¿Cuál es la vestimenta mexicana? Recuerdo que preguntaba a los alumnos de secundaria y preparatoria a quienes alguna vez impartí clases, como parte de una lección cuyo tema ahora no recuerdo. Las respuestas eran relativamente variadas, pero la mayoría tenían algunos puntos en común entre los que se asomaba la generalidad. Vestidos coloridos, sombreros, sarapes y pantalones de manta eran elementos recurrentes entre las palabras de los estudiantes; nunca faltaron quienes mencionaran el traje de charro.
Tras escuchar todas las respuestas les pedía que se miraran entre sí, incluso que se asomaran por la ventana y que dijeran si es que alguna persona portaba un elemento de los que ellos mismos mencionaron. “No”, respondían. “¿Es que ustedes no son mexicanos?”, volvía a cuestionarlos. Se miraban entre sí y luego respondían que sí, pero que eran diferentes. La siguiente pregunta derivaba en una charla más amplia, que era el objetivo de la sesión, ¿en qué estriba, pues, la diferencia entre los mexicanos?
Es fácil comprender por qué los jóvenes estudiantes mencionaban elementos como los descritos como parte de la vestimenta mexicana, pues todos ellos son parte de la identidad nacional que se ha construido desde las primeras décadas del siglo XX, en las postrimerías del movimiento revolucionario.
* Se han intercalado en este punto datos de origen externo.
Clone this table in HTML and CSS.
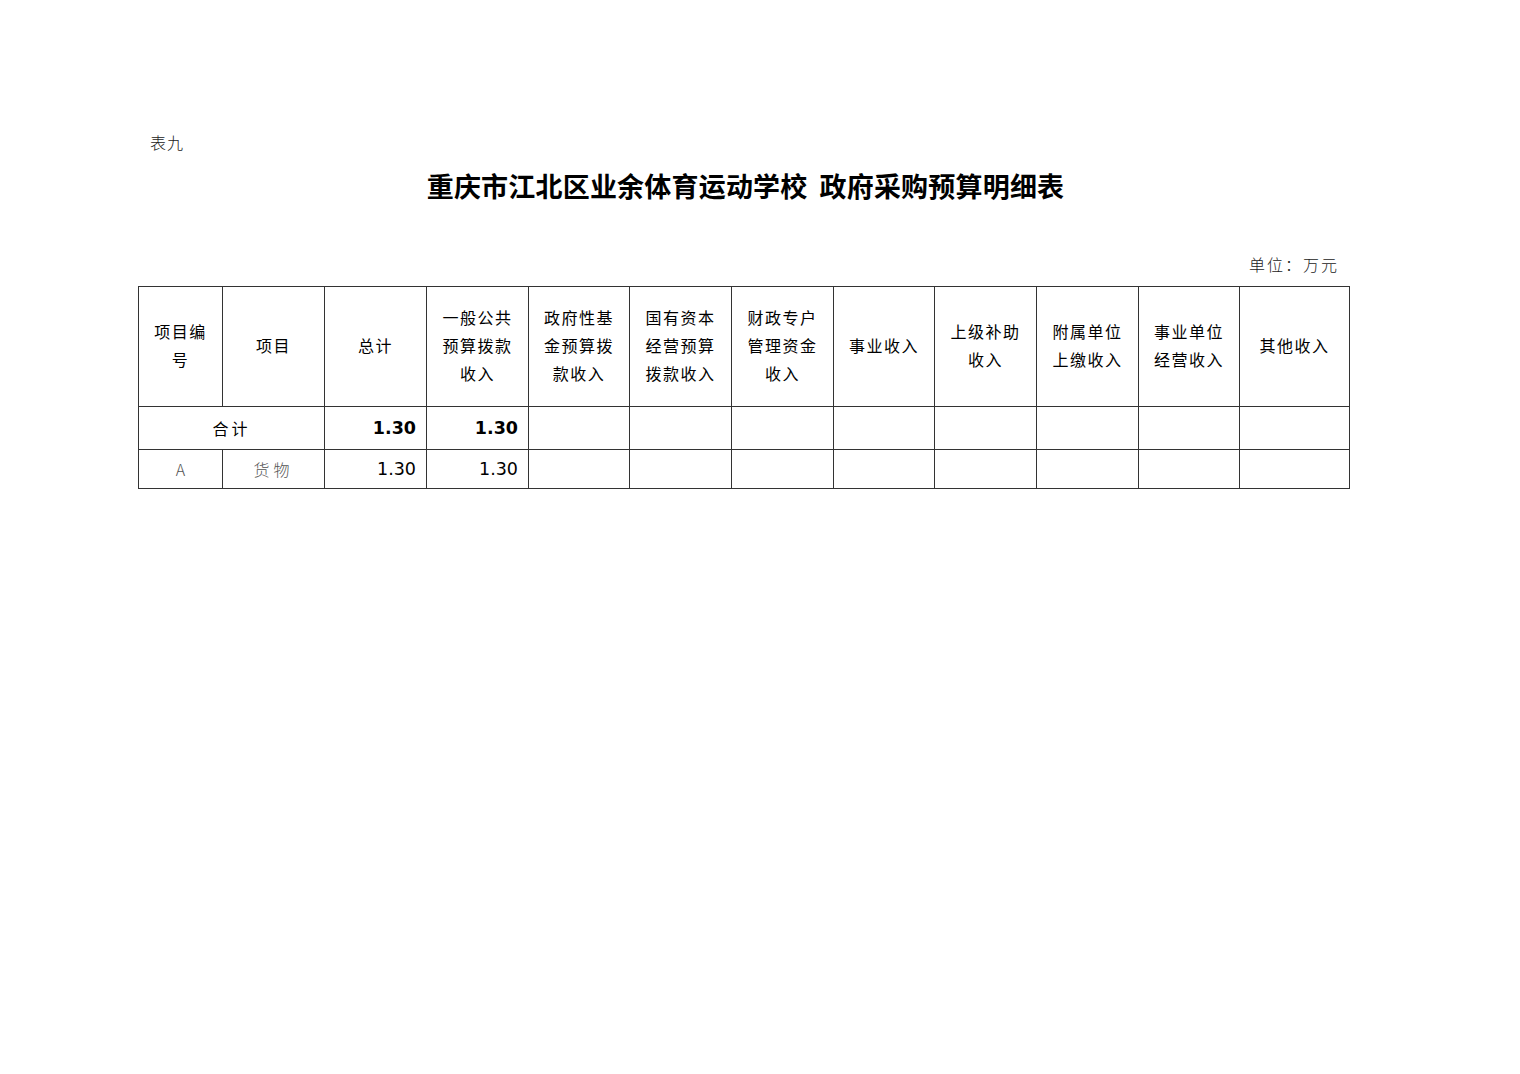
FILE: index.html
```html
<!DOCTYPE html>
<html lang="zh-CN">
<head>
<meta charset="utf-8">
<title>政府采购预算明细表</title>
<link rel="stylesheet" href="styles.css">
</head>
<body>
<div class="page">
  <div class="tag">表九</div>
  <h1 class="title">重庆市江北区业余体育运动学校<span class="gap"></span>政府采购预算明细表</h1>
  <div class="unit">单位：万元</div>
  <table class="grid">
    <colgroup>
      <col class="c84"><col class="c102"><col class="c102"><col class="c102"><col class="c101"><col class="c102"><col class="c102"><col class="c101"><col class="c102"><col class="c102"><col class="c101"><col class="c110">
    </colgroup>
    <tr class="head">
      <th>项目编<br>号</th>
      <th>项目</th>
      <th>总计</th>
      <th>一般公共<br>预算拨款<br>收入</th>
      <th>政府性基<br>金预算拨<br>款收入</th>
      <th>国有资本<br>经营预算<br>拨款收入</th>
      <th>财政专户<br>管理资金<br>收入</th>
      <th>事业收入</th>
      <th>上级补助<br>收入</th>
      <th>附属单位<br>上缴收入</th>
      <th>事业单位<br>经营收入</th>
      <th>其他收入</th>
    </tr>
    <tr class="sum">
      <td colspan="2" class="label">合计</td>
      <td class="num bold">1.30</td>
      <td class="num bold">1.30</td>
      <td></td><td></td><td></td><td></td><td></td><td></td><td></td><td></td>
    </tr>
    <tr class="item">
      <td class="light">A</td>
      <td class="light spaced">货物</td>
      <td class="num">1.30</td>
      <td class="num">1.30</td>
      <td></td><td></td><td></td><td></td><td></td><td></td><td></td><td></td>
    </tr>
  </table>
</div>
</body>
</html>
```

FILE: styles.css
```css
html, body {
  margin: 0;
  padding: 0;
  background: #ffffff;
}
body {
  font-family: "Noto Sans CJK SC", "Noto Sans", sans-serif;
  color: #000;
}
.page {
  width: 1211px;
  margin-left: 138px;
  padding-top: 132px;
}
.tag {
  margin-left: 12px;
  font-size: 16px;
  line-height: 20px;
  letter-spacing: 1px;
  color: #222;
  font-weight: 300;
}
.title {
  margin: 14px 0 0 0;
  text-align: center;
  font-size: 27px;
  line-height: 40px;
  font-weight: 700;
  letter-spacing: 0.2px;
  padding-left: 4px;
}
.gap {
  display: inline-block;
  width: 12px;
}
.unit {
  margin-top: 47px;
  text-align: right;
  padding-right: 10px;
  font-size: 16px;
  line-height: 22px;
  letter-spacing: 2px;
  font-weight: 300;
  color: #222;
}
.grid {
  margin-top: 11px;
  border-collapse: collapse;
  table-layout: fixed;
  width: 1212px;
}
.c84 { width: 84px; }
.c101 { width: 101px; }
.c102 { width: 102px; }
.c110 { width: 110px; }
.grid th, .grid td {
  border: 1px solid #333;
  padding: 0;
  text-align: center;
  vertical-align: middle;
}
.head th {
  height: 115px;
  padding-bottom: 4px;
  font-size: 16px;
  line-height: 28px;
  font-weight: 400;
  letter-spacing: 1.5px;
}
.sum td {
  height: 42px;
  font-size: 16px;
}
.item td {
  height: 38px;
  font-size: 16px;
}
.label {
  letter-spacing: 3px;
  font-weight: 400;
}
.num {
  text-align: right !important;
  padding-right: 10px !important;
  font-family: "DejaVu Sans", sans-serif;
  font-size: 17.5px !important;
}
.bold {
  font-weight: 700;
}
.light {
  font-weight: 300;
  color: #555;
}
.spaced {
  letter-spacing: 4px;
}
```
Este perfil de lo mexicano que se inculca principalmente a través de la educación pública, recupera características de distintas comunidades en el país para conformar una unidad diversa que los habitantes puedan reclamar como propia, aunque en realidad compartan muy poco (en muchos casos solo haber nacido de manera fortuita en los mismos límites político-territoriales) con dichas comunidades.
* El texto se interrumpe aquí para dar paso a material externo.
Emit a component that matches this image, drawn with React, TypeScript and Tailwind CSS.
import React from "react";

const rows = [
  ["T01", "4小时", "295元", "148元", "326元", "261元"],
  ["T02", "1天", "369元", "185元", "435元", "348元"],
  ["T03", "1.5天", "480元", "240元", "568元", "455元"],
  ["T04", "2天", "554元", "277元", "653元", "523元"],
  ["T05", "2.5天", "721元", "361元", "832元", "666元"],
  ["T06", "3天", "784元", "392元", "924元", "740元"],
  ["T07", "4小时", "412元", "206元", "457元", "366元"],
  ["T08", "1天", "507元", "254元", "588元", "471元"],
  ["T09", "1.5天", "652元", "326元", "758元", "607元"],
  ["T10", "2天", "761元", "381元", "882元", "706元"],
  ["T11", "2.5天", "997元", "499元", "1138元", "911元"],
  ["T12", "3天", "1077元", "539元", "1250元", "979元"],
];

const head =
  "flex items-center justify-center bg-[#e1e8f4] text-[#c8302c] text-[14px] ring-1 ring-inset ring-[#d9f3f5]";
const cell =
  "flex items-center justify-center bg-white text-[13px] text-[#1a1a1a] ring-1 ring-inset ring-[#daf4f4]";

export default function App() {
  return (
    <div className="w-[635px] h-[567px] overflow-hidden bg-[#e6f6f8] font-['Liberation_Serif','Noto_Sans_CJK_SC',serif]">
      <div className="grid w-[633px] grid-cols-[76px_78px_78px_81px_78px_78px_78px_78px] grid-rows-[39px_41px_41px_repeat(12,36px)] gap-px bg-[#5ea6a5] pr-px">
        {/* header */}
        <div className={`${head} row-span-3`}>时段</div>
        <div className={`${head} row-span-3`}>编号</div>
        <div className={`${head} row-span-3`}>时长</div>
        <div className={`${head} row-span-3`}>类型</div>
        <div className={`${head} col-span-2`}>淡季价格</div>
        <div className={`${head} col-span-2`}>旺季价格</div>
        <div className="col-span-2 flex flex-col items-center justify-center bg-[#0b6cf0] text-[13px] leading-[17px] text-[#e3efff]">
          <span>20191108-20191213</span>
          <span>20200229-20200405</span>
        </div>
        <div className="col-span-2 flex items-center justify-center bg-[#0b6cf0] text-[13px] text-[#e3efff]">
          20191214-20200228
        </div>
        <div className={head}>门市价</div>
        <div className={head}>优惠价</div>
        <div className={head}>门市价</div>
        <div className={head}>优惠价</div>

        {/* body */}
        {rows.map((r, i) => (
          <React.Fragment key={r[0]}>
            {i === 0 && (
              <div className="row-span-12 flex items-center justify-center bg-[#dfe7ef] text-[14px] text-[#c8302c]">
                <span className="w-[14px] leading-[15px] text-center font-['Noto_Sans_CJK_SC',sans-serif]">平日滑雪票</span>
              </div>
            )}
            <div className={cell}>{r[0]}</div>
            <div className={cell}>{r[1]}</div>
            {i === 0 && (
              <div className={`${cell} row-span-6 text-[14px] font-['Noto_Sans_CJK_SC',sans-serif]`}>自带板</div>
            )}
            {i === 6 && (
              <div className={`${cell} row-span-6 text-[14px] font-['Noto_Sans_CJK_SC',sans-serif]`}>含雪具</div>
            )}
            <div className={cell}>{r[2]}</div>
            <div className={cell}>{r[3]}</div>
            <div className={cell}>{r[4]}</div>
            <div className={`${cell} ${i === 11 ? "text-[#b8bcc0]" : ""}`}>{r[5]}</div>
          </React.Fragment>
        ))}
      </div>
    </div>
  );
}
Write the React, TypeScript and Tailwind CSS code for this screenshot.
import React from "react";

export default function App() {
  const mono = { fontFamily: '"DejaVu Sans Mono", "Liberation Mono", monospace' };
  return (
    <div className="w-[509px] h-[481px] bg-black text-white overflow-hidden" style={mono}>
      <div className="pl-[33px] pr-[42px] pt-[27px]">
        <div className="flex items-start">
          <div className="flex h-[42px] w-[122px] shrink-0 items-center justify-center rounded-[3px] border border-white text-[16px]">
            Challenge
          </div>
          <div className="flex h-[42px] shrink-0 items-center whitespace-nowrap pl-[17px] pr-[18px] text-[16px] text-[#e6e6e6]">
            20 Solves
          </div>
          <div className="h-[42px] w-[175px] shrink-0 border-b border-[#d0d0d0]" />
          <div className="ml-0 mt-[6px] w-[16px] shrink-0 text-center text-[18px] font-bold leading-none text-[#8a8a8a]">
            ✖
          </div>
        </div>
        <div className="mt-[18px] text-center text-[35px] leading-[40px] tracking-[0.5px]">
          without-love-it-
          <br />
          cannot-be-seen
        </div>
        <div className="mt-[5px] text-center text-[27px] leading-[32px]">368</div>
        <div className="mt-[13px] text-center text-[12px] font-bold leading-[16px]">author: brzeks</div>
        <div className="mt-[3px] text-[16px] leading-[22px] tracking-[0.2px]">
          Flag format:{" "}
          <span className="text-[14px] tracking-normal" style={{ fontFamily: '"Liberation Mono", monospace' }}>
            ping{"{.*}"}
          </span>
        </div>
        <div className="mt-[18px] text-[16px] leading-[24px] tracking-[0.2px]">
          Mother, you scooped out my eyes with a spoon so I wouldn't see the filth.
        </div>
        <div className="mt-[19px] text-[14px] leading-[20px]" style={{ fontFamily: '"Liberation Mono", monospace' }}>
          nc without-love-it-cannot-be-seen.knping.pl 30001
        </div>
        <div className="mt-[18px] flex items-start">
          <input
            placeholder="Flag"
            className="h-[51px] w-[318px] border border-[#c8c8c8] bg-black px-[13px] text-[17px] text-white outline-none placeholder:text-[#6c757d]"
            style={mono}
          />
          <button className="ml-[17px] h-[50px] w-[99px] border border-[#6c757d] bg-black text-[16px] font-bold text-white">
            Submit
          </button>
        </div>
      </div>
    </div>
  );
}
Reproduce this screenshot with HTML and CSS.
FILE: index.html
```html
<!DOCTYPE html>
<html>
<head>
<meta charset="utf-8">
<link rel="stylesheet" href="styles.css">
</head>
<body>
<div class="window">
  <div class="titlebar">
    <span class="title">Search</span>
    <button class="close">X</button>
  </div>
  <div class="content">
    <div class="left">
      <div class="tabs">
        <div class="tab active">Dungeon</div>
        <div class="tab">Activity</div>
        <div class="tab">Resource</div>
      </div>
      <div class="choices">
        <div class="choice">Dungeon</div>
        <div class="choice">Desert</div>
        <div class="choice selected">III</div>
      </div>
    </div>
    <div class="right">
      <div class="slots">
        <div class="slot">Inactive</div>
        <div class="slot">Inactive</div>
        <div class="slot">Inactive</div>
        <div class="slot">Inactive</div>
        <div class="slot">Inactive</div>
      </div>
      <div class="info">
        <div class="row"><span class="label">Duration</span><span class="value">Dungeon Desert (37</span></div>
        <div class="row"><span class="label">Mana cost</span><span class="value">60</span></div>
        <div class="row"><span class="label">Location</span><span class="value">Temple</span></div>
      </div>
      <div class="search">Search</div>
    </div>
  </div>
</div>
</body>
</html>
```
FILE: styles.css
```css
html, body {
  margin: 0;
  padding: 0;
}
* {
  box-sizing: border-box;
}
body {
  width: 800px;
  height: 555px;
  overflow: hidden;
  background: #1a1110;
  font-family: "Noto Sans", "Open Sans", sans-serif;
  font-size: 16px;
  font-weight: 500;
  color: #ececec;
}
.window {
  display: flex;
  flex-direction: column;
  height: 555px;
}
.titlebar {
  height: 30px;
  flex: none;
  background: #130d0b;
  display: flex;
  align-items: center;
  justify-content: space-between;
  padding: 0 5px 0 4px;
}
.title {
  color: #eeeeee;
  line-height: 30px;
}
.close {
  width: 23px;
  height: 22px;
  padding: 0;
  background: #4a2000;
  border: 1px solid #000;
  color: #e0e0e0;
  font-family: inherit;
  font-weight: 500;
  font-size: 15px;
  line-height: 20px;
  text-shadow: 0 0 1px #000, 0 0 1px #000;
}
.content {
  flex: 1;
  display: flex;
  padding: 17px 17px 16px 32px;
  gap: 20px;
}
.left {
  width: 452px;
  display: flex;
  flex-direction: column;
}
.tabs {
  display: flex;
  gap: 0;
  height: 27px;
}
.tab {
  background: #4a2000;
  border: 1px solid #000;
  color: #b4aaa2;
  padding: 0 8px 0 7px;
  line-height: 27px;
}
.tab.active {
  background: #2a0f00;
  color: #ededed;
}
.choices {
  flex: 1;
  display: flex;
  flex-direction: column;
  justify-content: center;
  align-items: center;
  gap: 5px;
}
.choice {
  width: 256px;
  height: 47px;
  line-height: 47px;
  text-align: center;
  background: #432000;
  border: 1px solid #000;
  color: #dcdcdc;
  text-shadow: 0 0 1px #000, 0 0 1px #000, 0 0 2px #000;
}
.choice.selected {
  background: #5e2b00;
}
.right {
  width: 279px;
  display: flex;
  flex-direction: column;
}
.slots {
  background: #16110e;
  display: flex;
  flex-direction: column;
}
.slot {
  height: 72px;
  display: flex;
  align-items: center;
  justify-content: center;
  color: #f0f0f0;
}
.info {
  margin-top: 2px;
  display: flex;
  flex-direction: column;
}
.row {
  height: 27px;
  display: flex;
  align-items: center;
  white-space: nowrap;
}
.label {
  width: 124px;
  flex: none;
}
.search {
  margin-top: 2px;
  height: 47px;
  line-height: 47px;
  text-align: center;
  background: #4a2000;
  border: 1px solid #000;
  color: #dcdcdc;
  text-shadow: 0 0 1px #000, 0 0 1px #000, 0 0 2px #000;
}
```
En el siglo XIX el ideal para la construcción de lo mexicano se encontraba en el lado europeo de la familia: nuestro vínculo español. Sin embargo, después de la Revolución la intención fue trasladarnos al polo opuesto y voltear hacia el lado materno: lo indígena. Así que muchas de las características que ensalzaron fueron tomadas de pueblos originarios y reclamadas como de uso y propiedad de toda la nación. De modo que nos enseñaron que tan mexicanas son las tradiciones y características de los rarámuri del norte del país como de los zapotecos del sur y tantas más comunidades en México.
De esta manera, en la escuela nos dijeron que teníamos que sentirnos orgullosos de lo indígena, de su cultura y tradiciones, de su comida y vestido, porque era lo que nos identificaba y que, por lo tanto, nos diferenciaba de los demás, de las otras naciones. Nos dijeron que es lo “nuestro”, pues. Sin embargo, históricamente esta parte de la identidad mexicana ha sido buena únicamente como estandarte superficial de identidad. Bandera de la diversidad, colorida y artesanal, que poco vínculo guarda con la forma en que nos relacionamos con los pueblos que dieron origen a esas formas de expresión y cultura.
¿Y a cuenta de qué viene todo este monólogo? A inicios de esta semana concluyó el festival de la Guelaguetza en Oaxaca, tradicional evento que pretende celebrar la cultura del estado y la riqueza de los pueblos indígenas en la demarcación. En el evento de clausura, las televisoras enfocaron el palco en el que se encontraban autoridades de la entidad, como el gobernador Alejandro Murat Hinojosa, junto con invitados especiales, encabezados por Beatriz Gutiérrez Müller, esposa del presidente mexicano.
La escena es una pintura de contraste. No solo por las diferencias que saltan a la vista entre integrantes de las autoridades y aquellos a quienes celebran, sino por aquellas enormes que subyacen en la relación entre el poder y los pueblos indígenas, especialmente en uno de los estados más pobres del país.
Desde el privilegio, no solo de la clase política, sino de los integrantes de las clases más o menos acomodadas, solemos tener una postura de apropiación y paternalismo: “nuestros indígenas”, solemos decir sin reparar en los significados. Vemos a los pueblos originarios como sujetos de apropiación que nos sirven de cimiento para sostener la identidad mexicana; sin embargo, cuando termina la fiesta, los devolvemos al lugar que les asignamos en la cotidianidad social: la exclusión y el rezago. “Vayan y sean indígenas a otro lado, dense una vuelta el próximo año”.